Howard v. Beldenville Lumber Co.

Decision Date18 February 1908
Citation114 N.W. 1114,134 Wis. 644
PartiesHOWARD v. BELDENVILLE LUMBER CO.
CourtWisconsin Supreme Court
OPINION TEXT STARTS HERE
Syllabus by the Judge.

In case of the reversal of a judgment on appeal, a new trial, a second judgment and an appeal therefrom, the former decision is to be regarded as the law of the case and conclusive in disposing of the second appeal as to all questions common to both appeals, raised under the same circumstances as before.

Two distinct issues of fact should not be embodied in one question of a special verdict. If they are so embodied and are expressed in the disjunctive, and the error is not rendered harmless by instructions or something in the record, the defect is fatally prejudicial.

When two propositions of fact are embodied in the disjunctive in a question of a special verdict, and there is no evidence as to one of them, and the jury are expressly, or in effect, instructed to answer only as they shall find respecting the other proposition, the duplicity is harmless.

In case of a first and second trial of an action, there being a bill of exceptions duly settled and made a part of the record containing the evidence given on the former and sufficient ground being shown upon the latter for reproducing the evidence of any witness given on the first, that may be done by reading from such bill, though, if it is not certified to contain all the evidence, the rest thereof may be shown by any competent proof, such as a certified transcript of the court reporter's minutes.

All elements of proximate cause may be submitted to the jury as involved in a single issue of fact.

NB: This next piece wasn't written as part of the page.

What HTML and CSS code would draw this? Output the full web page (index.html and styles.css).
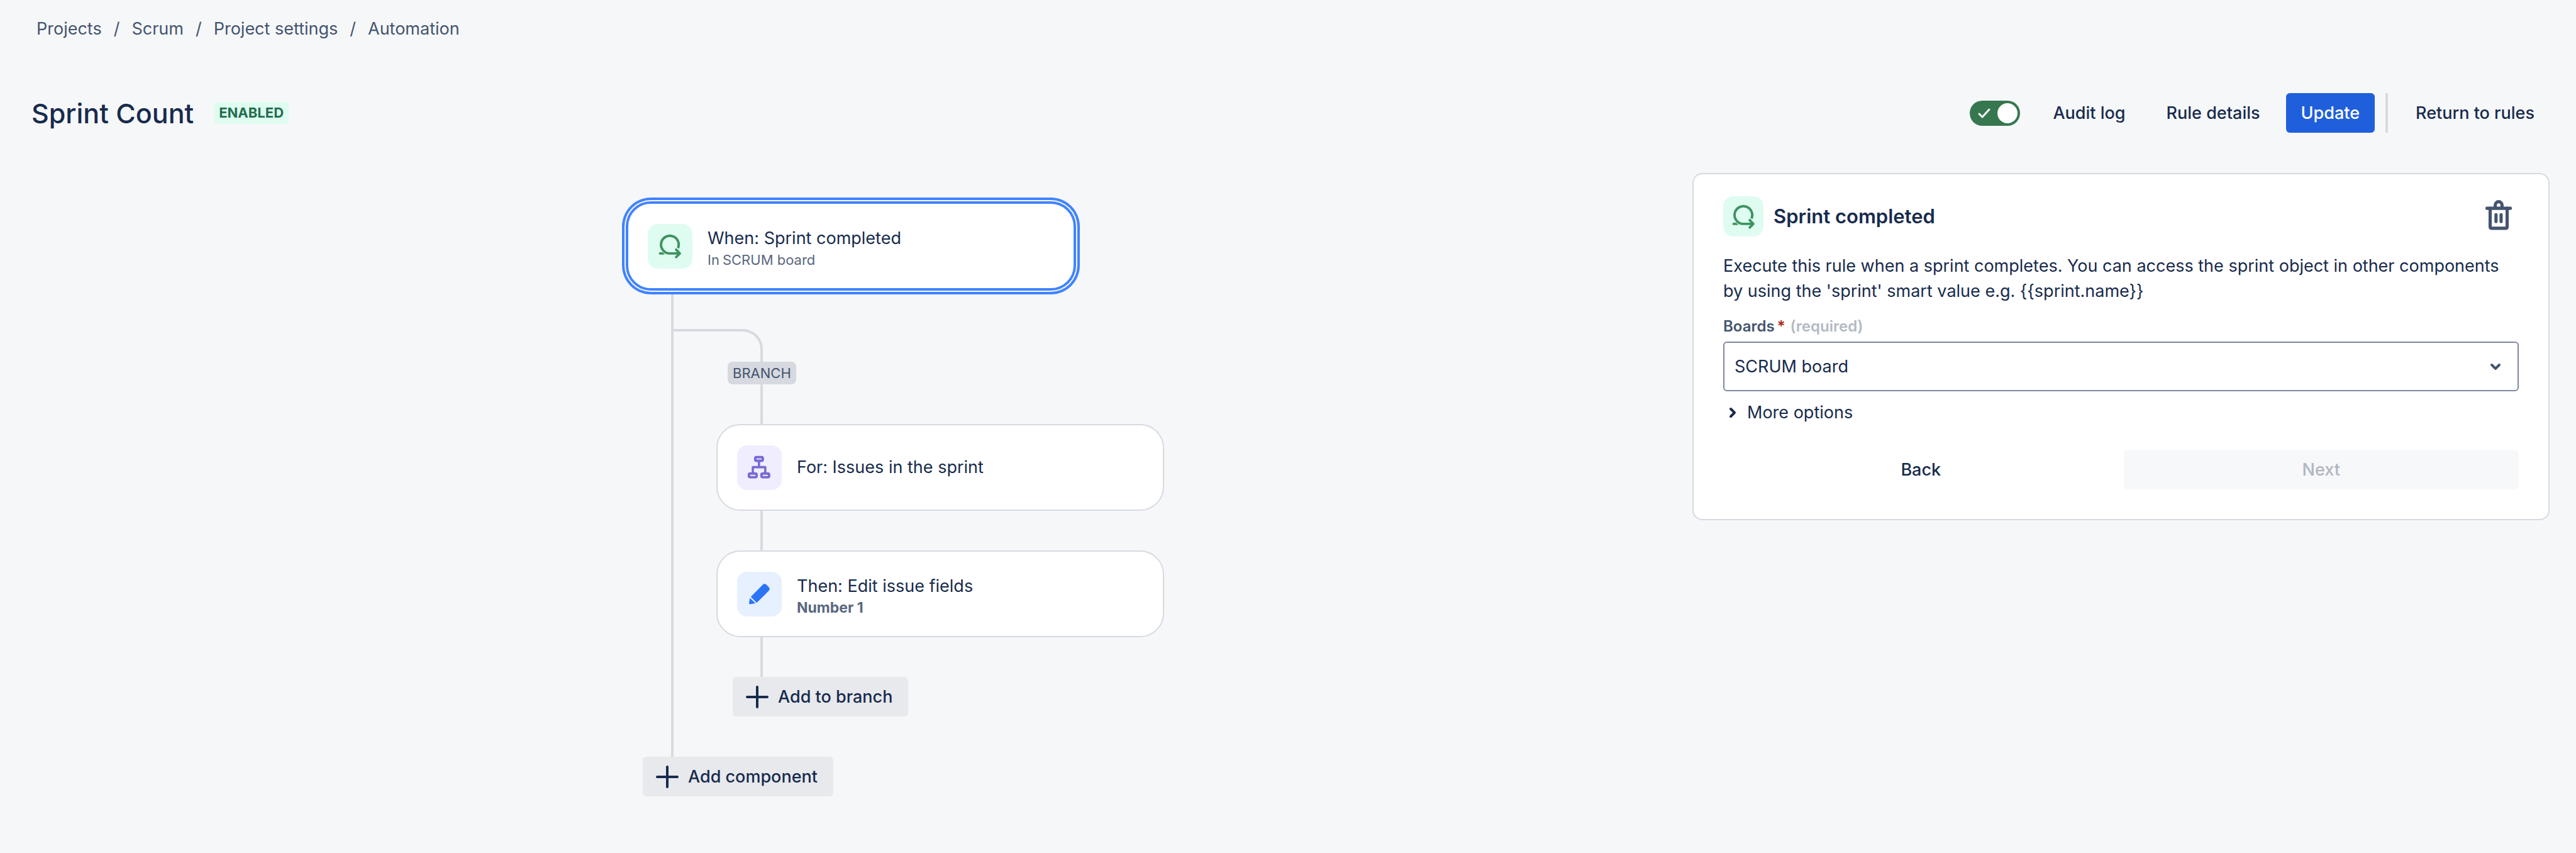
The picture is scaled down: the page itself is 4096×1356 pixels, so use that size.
FILE: index.html
```html
<!DOCTYPE html>
<html lang="en">
<head>
  <meta charset="UTF-8" />
  <meta name="viewport" content="width=device-width, initial-scale=1.0"/>
  <title>Sprint Count - Automation</title>
  <link rel="stylesheet" href="styles.css">
</head>
<body>
  <svg class="sprite" aria-hidden="true">
    <symbol id="icon-sprint" viewBox="16 16 48 48">
      <g fill="none" stroke="currentColor" stroke-width="4.4">
        <path d="M54 43.2A15.7 15.7 0 1 0 39.3 52.7H56"/>
        <path d="M50.8 46L57.2 52.7L50.8 59.2" stroke-linecap="round" stroke-linejoin="round"/>
      </g>
      <path d="M22.2 50.5H27L30.6 54.9H22.2A2.2 2.2 0 0 1 22.2 50.5Z" fill="currentColor"/>
    </symbol>
  </svg>

  <nav class="breadcrumbs" aria-label="Breadcrumbs">
    <a href="#">Projects</a>
    <span>/</span>
    <a href="#">Scrum</a>
    <span>/</span>
    <a href="#">Project settings</a>
    <span>/</span>
    <a href="#">Automation</a>
  </nav>

  <header class="header">
    <h1>Sprint Count</h1>
    <span class="badge">ENABLED</span>
    <div class="actions">
      <label class="toggle">
        <input type="checkbox" aria-label="Rule enabled" checked>
        <svg class="toggle-check" viewBox="0 0 20 16" aria-hidden="true"><path d="M2 9L7 14L18 2" fill="none" stroke="currentColor" stroke-width="3" stroke-linecap="round" stroke-linejoin="round"/></svg>
      </label>
      <button class="btn" type="button">Audit log</button>
      <button class="btn" type="button">Rule details</button>
      <button class="btn btn-primary" type="button">Update</button>
      <span class="divider"></span>
      <button class="btn" type="button">Return to rules</button>
    </div>
  </header>

  <main class="main">
    <section class="canvas">
      <div class="tree">
        <div class="node selected">
          <span class="tile green"><svg class="icon" aria-hidden="true"><use href="#icon-sprint"/></svg></span>
          <div class="node-text two-line">
            <div>When: Sprint completed</div>
            <div class="sub"><span class="sub-prefix">In</span>SCRUM board</div>
          </div>
        </div>

        <div class="trunk">
          <div class="corner"></div>
          <div class="branch-label">BRANCH</div>
          <div class="connector"></div>
          <div class="node">
            <span class="tile purple">
              <svg class="icon" viewBox="16 16 48 48" aria-hidden="true">
                <g fill="none" stroke="currentColor">
                  <g stroke-width="4.4">
                    <rect x="32.6" y="21.2" width="13.4" height="6.6" rx="2.4"/>
                    <rect x="21.4" y="50.3" width="13.6" height="6.6" rx="2.4"/>
                    <rect x="43.6" y="50.3" width="13.6" height="6.6" rx="2.4"/>
                  </g>
                  <path d="M39.3 29V39M28.3 49V39H50.4V49" stroke-width="4" stroke-linejoin="round"/>
                </g>
              </svg>
            </span>
            <div class="node-text">For: Issues in the sprint</div>
          </div>
          <div class="connector"></div>
          <div class="node">
            <span class="tile blue">
              <svg class="icon" viewBox="16 16 48 48" aria-hidden="true">
                <path fill="currentColor" d="M24.7 44.8L45.7 23.4C47.6 21.4 50.2 21.2 52.2 23L56.8 27.6C58.6 29.6 58.6 32 56.6 34L35.2 55.4Z"/>
                <path fill="currentColor" d="M23.2 46.8L33 56.3L23.5 57.9Q21.3 58 21.7 56Z"/>
              </svg>
            </span>
            <div class="node-text two-line">
              <div>Then: Edit issue fields</div>
              <div class="sub"><b>Number 1</b></div>
            </div>
          </div>
          <div class="connector"></div>
          <button class="btn btn-add" type="button">
            <svg class="plus" viewBox="0 0 36 36" aria-hidden="true"><path d="M18 2V34M2 18H34" stroke="currentColor" stroke-width="4" stroke-linecap="round"/></svg>
            Add to branch
          </button>
        </div>

        <button class="btn btn-add add-component" type="button">
          <svg class="plus" viewBox="0 0 36 36" aria-hidden="true"><path d="M18 2V34M2 18H34" stroke="currentColor" stroke-width="4" stroke-linecap="round"/></svg>
          Add component
        </button>
      </div>
    </section>

    <aside class="panel">
      <div class="panel-header">
        <span class="tile tile-small green"><svg class="icon" aria-hidden="true"><use href="#icon-sprint"/></svg></span>
        <h2>Sprint completed</h2>
        <button class="btn-delete" type="button" aria-label="Delete component">
          <svg viewBox="122 76 160 160" aria-hidden="true">
            <g fill="none" stroke="currentColor" stroke-width="17" stroke-linecap="round">
              <path d="M140 113H264"/>
              <path d="M157 113V210Q157 219 166 219H238Q247 219 247 210V113"/>
              <path d="M184 110V96A18 18 0 0 1 220 96V110"/>
              <path d="M188 147V183M215 147V183"/>
            </g>
          </svg>
        </button>
      </div>

      <p>Execute this rule when a sprint completes. You can access the sprint object in other components by using the 'sprint' smart value e.g. {{sprint.name}}</p>

      <label class="field-label" for="boards">Boards<span class="asterisk">*</span><span class="required">(required)</span></label>
      <div class="select">
        <select id="boards">
          <option>SCRUM board</option>
        </select>
        <svg class="select-arrow" viewBox="0 0 18 12" aria-hidden="true"><path d="M3 3L9 9L15 3" fill="none" stroke="currentColor" stroke-width="4" stroke-linecap="round" stroke-linejoin="round"/></svg>
      </div>

      <button class="more" type="button">
        <svg viewBox="0 0 12 18" aria-hidden="true"><path d="M3 3L9 9L3 15" fill="none" stroke="currentColor" stroke-width="4" stroke-linecap="round" stroke-linejoin="round"/></svg>
        More options
      </button>

      <div class="panel-footer">
        <button class="btn" type="button">Back</button>
        <button class="btn" type="button" disabled>Next</button>
      </div>
    </aside>
  </main>
</body>
</html>
```

FILE: styles.css
```css
* { box-sizing: border-box; margin: 0; padding: 0; }
body { font-family: Inter, "Liberation Sans", sans-serif; font-size: 27px; line-height: 40px; color: #172b4d; background-color: #f6f7f9; }
button, select { font: inherit; color: inherit; border: none; background: none; }
button { cursor: pointer; }
svg { display: block; flex-shrink: 0; overflow: visible; }
.sprite { position: absolute; width: 0; height: 0; }

.breadcrumbs { display: flex; gap: 19px; padding: 26px 58px 0; color: #44546f; }
.breadcrumbs a { color: inherit; text-decoration: none; }

.header { display: flex; align-items: center; padding: 82px 42px 0 50px; }
h1 { font-size: 43px; font-weight: 500; line-height: 56px; }
.badge { margin-left: 32px; padding: 0 8px; border-radius: 6px; background-color: #dffcf0; color: #216e4e; font-size: 22px; font-weight: 700; line-height: 35px; }
.actions { display: flex; align-items: center; margin-left: auto; }
.btn { display: flex; align-items: center; justify-content: center; height: 63px; padding: 0 24px; border-radius: 6px; font-weight: 500; white-space: nowrap; }
.actions .btn + .btn { margin-left: 17px; }
.btn-primary { background-color: #1f5fdc; color: white; }
.divider { width: 4px; height: 63px; margin: 0 20px 0 17px; background-color: #d7dae0; }

.toggle { position: relative; margin-right: 28px; color: white; }
.toggle input { display: block; width: 80px; height: 40px; border-radius: 20px; background-color: #5e6c84; appearance: none; overflow: hidden; cursor: pointer; }
.toggle input:checked { background-color: #367750; }
.toggle input::before { content: ""; display: block; width: 32px; height: 32px; margin: 4px; border-radius: 50%; background-color: white; }
.toggle input:checked::before { margin-left: 44px; }
.toggle-check { position: absolute; left: 13px; top: 12px; width: 20px; height: 16px; }

.main { display: grid; grid-template-columns: 21fr 11fr; column-gap: 37px; align-items: start; padding: 64px 42px 90px 52px; }
.canvas { display: flex; justify-content: center; padding-top: 47px; }
.tree { width: 712px; }
.node { display: flex; align-items: center; gap: 24px; width: 712px; height: 138px; padding: 0 31px; border: 2px solid #d8dae1; border-radius: 38px; background-color: white; }
.node.selected { position: relative; border-color: #4083ff; box-shadow: 0 0 0 2px #4083ff, 0 0 0 4px #f6f7f9, 0 0 0 8px #4083ff; }
.node-text { line-height: 36px; }
.two-line { padding-top: 7px; }
.sub { color: #596780; font-size: 22px; line-height: 32px; }
.sub b { font-size: 23px; }
.sub-prefix { margin-right: 5px; }
.tile { display: flex; align-items: center; justify-content: center; flex-shrink: 0; width: 71px; height: 71px; border-radius: 16px; }
.tile-small { width: 64px; height: 64px; }
.icon { width: 43px; height: 43px; }
.green { background-color: #dffcf0; color: #3f9362; }
.purple { background-color: #f0edff; color: #776bd2; }
.blue { background-color: #e6f0ff; color: #2c74f6; }

/* connector lines */
.trunk { margin-left: 70px; padding: 63px 0 64px; border-left: 4px solid #d8dae1; }
.corner { width: 142px; height: 52px; border-top: 4px solid #d8dae1; border-right: 4px solid #d8dae1; border-top-right-radius: 32px; }
.branch-label { width: fit-content; margin-left: 86px; padding: 0 8px; border-radius: 8px; background-color: #d6d9e0; color: #44546f; font-size: 22px; line-height: 36px; }
.connector { width: 4px; height: 63px; margin-left: 138px; background-color: #d8dae1; }
.trunk .node { margin-left: 68px; }
.btn-add { gap: 15px; padding: 0 25px 0 21px; background-color: #e8e9ed; }
.btn-add .plus { width: 36px; height: 36px; }
.trunk .btn-add { margin-left: 94px; }
.add-component { margin-left: 25px; }

.panel { padding: 35px 47px 47px; border: 2px solid #d6dae0; border-radius: 16px; background-color: white; }
.panel-header { display: flex; align-items: center; gap: 16px; margin-bottom: 27px; }
h2 { font-size: 31px; font-weight: 600; }
.btn-delete { display: flex; align-items: center; justify-content: center; width: 64px; height: 64px; margin-left: auto; color: #44546f; }
.btn-delete svg { width: 48px; height: 48px; }
.field-label { display: block; margin-top: 20px; color: #44546f; font-size: 24px; font-weight: 600; line-height: 32px; }
.asterisk { margin: 0 8px 0 4px; color: #ae2a19; }
.required { color: #b3b9c4; }
.select { position: relative; margin-top: 8px; }
.select select { display: block; width: 100%; height: 79px; padding: 0 16px; border: 2px solid #7d879c; border-radius: 6px; background-color: white; appearance: none; }
.select-arrow { position: absolute; right: 28px; top: 34px; width: 18px; height: 12px; color: #44546f; pointer-events: none; }
.more { display: flex; align-items: center; gap: 17px; margin: 14px 0 39px 9px; }
.more svg { width: 12px; height: 18px; }
.panel-footer { display: grid; grid-template-columns: 1fr 1fr; gap: 8px; }
.btn:disabled { background-color: #f7f8fa; color: #b0b6c1; cursor: default; }
```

The objection that a verdict is excessive cannot be raised on appeal in the absence of a bill of exceptions showing that a motion was made for a new trial on that ground. A motion to set aside the verdict as contrary to the evidence and for a new trial does not raise the question of excessiveness of the verdict.

Appeal from Circuit Court, Rusk County; John K. Parish, Judge.

Action by Hubert S. Howard against the Beldenville Lumber Company. Judgment for plaintiff, and defendant appeals. Affirmed.

Action to recover compensation for personal injuries claimed to have been caused by negligence on the part of the defendant.

This is a second appeal. The judgment rendered on the first trial was reversed by this court and a new trial awarded, as will be found by reference to 129 Wis. 98, 108 N. W. 48. The issues tried and the general characteristics of the case were substantially the same on the second trial as on the first. Therefore for a statement of details, reference is now made to the former decision.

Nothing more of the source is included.